→ **THE PROBLEM**: What lies from the line containing "Clone this screenshot in React, TypeScript" through the line containing "LayoutDashboard, LogOut, User"? Print exactly those lines, with both ends, and no others.
## BEGIN ROWS
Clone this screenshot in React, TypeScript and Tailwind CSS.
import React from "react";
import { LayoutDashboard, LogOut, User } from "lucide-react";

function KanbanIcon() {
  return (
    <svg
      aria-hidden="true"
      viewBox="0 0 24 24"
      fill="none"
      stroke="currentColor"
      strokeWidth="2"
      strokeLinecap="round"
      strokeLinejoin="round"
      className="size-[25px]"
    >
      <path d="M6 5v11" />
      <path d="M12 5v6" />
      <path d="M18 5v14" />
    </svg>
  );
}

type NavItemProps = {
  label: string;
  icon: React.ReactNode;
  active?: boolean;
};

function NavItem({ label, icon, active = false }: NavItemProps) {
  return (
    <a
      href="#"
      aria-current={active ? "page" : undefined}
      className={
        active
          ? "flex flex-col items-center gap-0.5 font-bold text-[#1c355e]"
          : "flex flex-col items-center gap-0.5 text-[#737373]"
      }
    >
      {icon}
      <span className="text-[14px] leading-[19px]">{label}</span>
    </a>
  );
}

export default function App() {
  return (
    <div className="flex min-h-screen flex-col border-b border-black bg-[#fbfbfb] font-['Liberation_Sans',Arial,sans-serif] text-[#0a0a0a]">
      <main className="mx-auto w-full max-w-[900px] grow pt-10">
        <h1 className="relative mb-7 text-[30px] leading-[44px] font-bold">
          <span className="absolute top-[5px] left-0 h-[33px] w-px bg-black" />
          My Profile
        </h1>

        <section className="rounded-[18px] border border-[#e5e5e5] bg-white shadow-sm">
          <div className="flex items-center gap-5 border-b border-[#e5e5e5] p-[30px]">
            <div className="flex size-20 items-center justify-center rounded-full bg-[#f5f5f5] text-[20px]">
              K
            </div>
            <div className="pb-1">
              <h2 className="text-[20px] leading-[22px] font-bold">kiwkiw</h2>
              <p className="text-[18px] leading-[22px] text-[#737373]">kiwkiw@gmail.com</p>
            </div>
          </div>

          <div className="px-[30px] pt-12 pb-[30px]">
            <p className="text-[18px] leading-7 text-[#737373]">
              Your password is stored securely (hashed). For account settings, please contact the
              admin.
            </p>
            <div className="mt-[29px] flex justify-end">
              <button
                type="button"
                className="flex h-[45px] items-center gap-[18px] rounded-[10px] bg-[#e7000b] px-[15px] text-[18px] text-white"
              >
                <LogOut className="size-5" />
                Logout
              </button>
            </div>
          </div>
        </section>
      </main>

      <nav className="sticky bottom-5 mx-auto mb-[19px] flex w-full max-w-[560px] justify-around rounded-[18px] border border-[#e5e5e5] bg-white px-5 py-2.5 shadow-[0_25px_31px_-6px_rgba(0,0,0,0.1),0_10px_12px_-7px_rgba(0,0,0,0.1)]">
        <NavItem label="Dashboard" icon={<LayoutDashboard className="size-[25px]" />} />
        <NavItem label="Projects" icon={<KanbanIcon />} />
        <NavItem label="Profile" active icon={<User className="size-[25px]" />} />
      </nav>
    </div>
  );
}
## END ROWS
## BEGIN ROWS
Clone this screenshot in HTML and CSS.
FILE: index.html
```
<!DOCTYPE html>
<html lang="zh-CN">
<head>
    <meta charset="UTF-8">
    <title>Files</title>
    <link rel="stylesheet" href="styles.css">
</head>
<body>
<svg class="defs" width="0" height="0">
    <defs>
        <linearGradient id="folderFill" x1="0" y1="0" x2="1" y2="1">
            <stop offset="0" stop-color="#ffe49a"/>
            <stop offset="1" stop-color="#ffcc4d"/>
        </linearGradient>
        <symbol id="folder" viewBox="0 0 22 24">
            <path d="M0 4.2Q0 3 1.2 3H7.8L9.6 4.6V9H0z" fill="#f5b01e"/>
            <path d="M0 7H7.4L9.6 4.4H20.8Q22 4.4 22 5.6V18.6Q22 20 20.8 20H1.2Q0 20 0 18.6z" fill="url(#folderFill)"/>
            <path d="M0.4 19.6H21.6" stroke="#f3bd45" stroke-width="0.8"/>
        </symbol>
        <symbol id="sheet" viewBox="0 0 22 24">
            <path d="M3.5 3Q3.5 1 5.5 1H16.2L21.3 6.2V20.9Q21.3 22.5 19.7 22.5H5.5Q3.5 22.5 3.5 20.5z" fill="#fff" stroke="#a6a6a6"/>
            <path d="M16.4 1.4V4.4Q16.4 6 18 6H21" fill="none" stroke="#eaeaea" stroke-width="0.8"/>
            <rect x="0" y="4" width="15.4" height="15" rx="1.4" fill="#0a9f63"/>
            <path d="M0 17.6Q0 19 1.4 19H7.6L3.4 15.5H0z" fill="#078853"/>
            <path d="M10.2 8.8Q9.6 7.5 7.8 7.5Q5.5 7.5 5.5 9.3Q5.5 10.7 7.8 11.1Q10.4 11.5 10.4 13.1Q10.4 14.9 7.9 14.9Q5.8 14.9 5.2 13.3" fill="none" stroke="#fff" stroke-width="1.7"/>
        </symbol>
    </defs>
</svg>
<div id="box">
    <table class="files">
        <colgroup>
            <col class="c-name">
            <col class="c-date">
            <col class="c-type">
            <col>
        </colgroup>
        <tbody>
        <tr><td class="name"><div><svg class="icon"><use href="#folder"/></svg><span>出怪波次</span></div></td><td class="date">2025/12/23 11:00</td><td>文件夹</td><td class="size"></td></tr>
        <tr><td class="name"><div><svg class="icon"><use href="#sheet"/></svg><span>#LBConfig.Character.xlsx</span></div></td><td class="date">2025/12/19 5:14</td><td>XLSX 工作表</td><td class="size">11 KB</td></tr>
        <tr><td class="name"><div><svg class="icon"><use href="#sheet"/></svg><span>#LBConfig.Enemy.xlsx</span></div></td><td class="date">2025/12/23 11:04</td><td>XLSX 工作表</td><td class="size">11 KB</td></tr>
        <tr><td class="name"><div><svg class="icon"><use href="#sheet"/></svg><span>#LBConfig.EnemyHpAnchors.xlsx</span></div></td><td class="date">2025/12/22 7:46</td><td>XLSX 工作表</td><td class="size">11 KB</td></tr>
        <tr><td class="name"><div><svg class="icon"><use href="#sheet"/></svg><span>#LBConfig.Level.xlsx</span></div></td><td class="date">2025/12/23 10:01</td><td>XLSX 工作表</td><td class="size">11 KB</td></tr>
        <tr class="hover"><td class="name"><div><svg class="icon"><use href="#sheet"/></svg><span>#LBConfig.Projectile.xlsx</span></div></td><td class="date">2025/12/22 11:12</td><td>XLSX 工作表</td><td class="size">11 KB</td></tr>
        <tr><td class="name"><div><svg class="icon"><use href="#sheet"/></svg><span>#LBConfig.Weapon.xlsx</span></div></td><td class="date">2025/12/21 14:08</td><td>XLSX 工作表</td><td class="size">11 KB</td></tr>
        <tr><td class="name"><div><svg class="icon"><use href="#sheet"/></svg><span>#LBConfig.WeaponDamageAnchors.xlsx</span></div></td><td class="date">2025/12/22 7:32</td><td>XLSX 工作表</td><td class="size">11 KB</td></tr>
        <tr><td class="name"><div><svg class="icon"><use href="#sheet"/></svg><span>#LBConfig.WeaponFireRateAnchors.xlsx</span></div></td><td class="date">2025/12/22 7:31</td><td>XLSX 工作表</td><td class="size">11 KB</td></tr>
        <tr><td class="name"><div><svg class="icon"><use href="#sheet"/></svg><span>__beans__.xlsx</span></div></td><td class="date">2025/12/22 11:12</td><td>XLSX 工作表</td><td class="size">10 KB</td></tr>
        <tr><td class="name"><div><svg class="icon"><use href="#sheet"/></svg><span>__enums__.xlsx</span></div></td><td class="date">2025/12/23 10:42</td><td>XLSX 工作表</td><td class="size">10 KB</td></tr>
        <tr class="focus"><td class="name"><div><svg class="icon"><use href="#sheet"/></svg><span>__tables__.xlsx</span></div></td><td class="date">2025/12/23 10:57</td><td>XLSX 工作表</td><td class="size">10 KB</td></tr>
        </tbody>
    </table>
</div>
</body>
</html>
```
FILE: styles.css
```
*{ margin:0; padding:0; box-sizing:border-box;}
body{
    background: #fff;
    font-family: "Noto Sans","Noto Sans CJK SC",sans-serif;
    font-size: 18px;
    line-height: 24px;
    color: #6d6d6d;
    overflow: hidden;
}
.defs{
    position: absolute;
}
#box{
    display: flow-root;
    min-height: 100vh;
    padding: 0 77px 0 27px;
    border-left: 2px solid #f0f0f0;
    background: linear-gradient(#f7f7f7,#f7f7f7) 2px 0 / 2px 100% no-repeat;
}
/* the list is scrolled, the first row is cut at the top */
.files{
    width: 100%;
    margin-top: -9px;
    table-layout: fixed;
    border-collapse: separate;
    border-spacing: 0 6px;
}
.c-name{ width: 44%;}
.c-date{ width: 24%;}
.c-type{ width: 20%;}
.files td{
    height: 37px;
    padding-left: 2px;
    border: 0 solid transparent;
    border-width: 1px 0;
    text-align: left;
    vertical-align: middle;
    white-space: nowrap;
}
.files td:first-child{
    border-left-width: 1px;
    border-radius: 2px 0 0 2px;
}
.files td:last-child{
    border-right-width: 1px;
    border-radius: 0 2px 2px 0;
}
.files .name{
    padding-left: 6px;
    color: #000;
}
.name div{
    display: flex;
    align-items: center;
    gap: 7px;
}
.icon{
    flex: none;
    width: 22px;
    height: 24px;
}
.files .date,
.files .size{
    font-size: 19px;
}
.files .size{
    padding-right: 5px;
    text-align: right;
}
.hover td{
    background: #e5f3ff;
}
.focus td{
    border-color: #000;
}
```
## END ROWS
→ **REPLY**:
Clone this screenshot in React, TypeScript and Tailwind CSS.
import React from "react";
import { LayoutDashboard, LogOut, User } from "lucide-react";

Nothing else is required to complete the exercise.